NIGERIA. El pasado martes, el presidente de Nigeria, Goodluck Jonathan, anunció con gesto serio en televisión que declaraba el estado de emergencia en los estados de Yobe, Adamawa y Borno, al noreste del país. Los constantes ataques del grupo islamista radical Boko Haram eran el motivo. Su control sobre la zona podía incluso poner en riesgo la integridad territorial del país, según admitió el propio Jonathan. Ese mismo jueves, ocho mil efectivos del ejército nigeriano se desplegaban en los tres estados, iniciando la ofensiva contra el grupo terrorista. A muchos, todavía con el conflicto de Malí grabado en la retina, podría parecerles “la misma cantinela” de los últimos tiempos en África. Tal vez eso pensaron muchos de los grandes medios occidentales, que apenas dedicaron unas líneas a la noticia. Pero el caso de Nigeria no es un tema menor.

En un país de contrastes, donde las diferencias étnicas, culturales y, especialmente, económicas entre el norte y el sur son abismales, Boko Haram se ha nutrido enormemente de la desesperación de los jóvenes, que en el norte sufren grandes tasas de desempleo, para reclutarlos y hacerse con parte importante del territorio. El grupo islamista se creó a principios de los años 2000 precisamente en el estado de Borno, su principal bastión. Desde la muerte a manos del ejército nigeriano de su líder Mohamed Yusuf en 2009, lo encabeza Abubakar Shekau, uno de esos jóvenes que no duda en suplir su falta de carisma para el liderazgo con un uso de la violencia incluso más sangriento que el de su predecesor. Con un nombre que significa literalmente “la educación occidental es pecado”, Boko Haram nace con el objetivo de imponer su visión radical de la sharía (ley islámica) en todo Nigeria, donde casi el cincuenta por ciento de la población es de confesión cristiana.

En esta ‘tarea’, los extremistas de Boko Haram no están solos. Son conocidos sus vínculos con otros grupos terroristas como Al Qaeda en el Magreb Islámico, el Movimiento por la Unicidad de la Yihad en África Occidental (con los que se unió para ocupar el norte de Malí hace tan sólo unos meses), el somalí Al Shabab o Ansaru. Todos ellos se mueven a sus anchas por las porosas y difusas fronteras del desértico Sahel. Aprovechando estas lindes indefinidas, circulan también por la región grandes cantidades de armas, con las que se trafica con pasmosa facilidad y que acaban siempre por caer en las manos más inapropiadas.

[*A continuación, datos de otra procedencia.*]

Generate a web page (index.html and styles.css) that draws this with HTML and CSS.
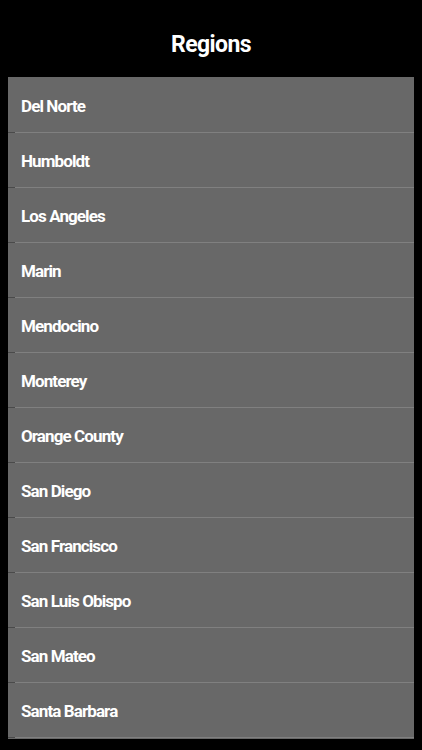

En semejante contexto y con tales lazos y alianzas, el potencial poder de Boko Haram es muy posiblemente más del que a priori imaginamos.

Si a esta ecuación le sumamos la variable de la desmedida represión que emprendió el gobierno nigeriano tras los últimos ataques yihadistas -dejando como resultado una larga senda de víctimas civiles- el cálculo se complica. Ese mismo gobierno, desde el jueves y por primera vez en 25 años, ataca su propio suelo con ofensivas aéreas con el fin de erradicar la amenaza yihadista. Pero, ¿cuántas víctimas civiles podrían provocar esos ataques desde el aire, a decenas de metros de distancia? Fuentes locales afirman que estas actuaciones del ejército, en muchas ocasiones desmesuradas, generan desde hace semanas una animadversión de la población hacia las fuerzas gubernamentales. El secretario de Estado de EEUU y también el Secretario General de Naciones Unidas han pedido ya al gobierno nigeriano que salvaguarde el respeto a los derechos humanos.

Todos estos elementos apuntan hacia un conflicto convulso, polarizado y, plausiblemente, de difícil solución. Pero hay otro motivo por el que, insisto, éste no es un tema menor. Se trata del propio país. Nigeria, con más de 160 millones de habitantes, es el estado más poblado de África. Sus ingentes reservas de petróleo lo han convertido en el principal exportador de crudo del continente –y el sexto a nivel mundial- y su segunda economía, sólo superado por Sudáfrica. Con todas estas variables, el resultado de la ecuación puede resultar explosivo. Cualquier conflicto prolongado en el país no sólo desestabilizaría a Nigeria, pondría en jaque a toda la región.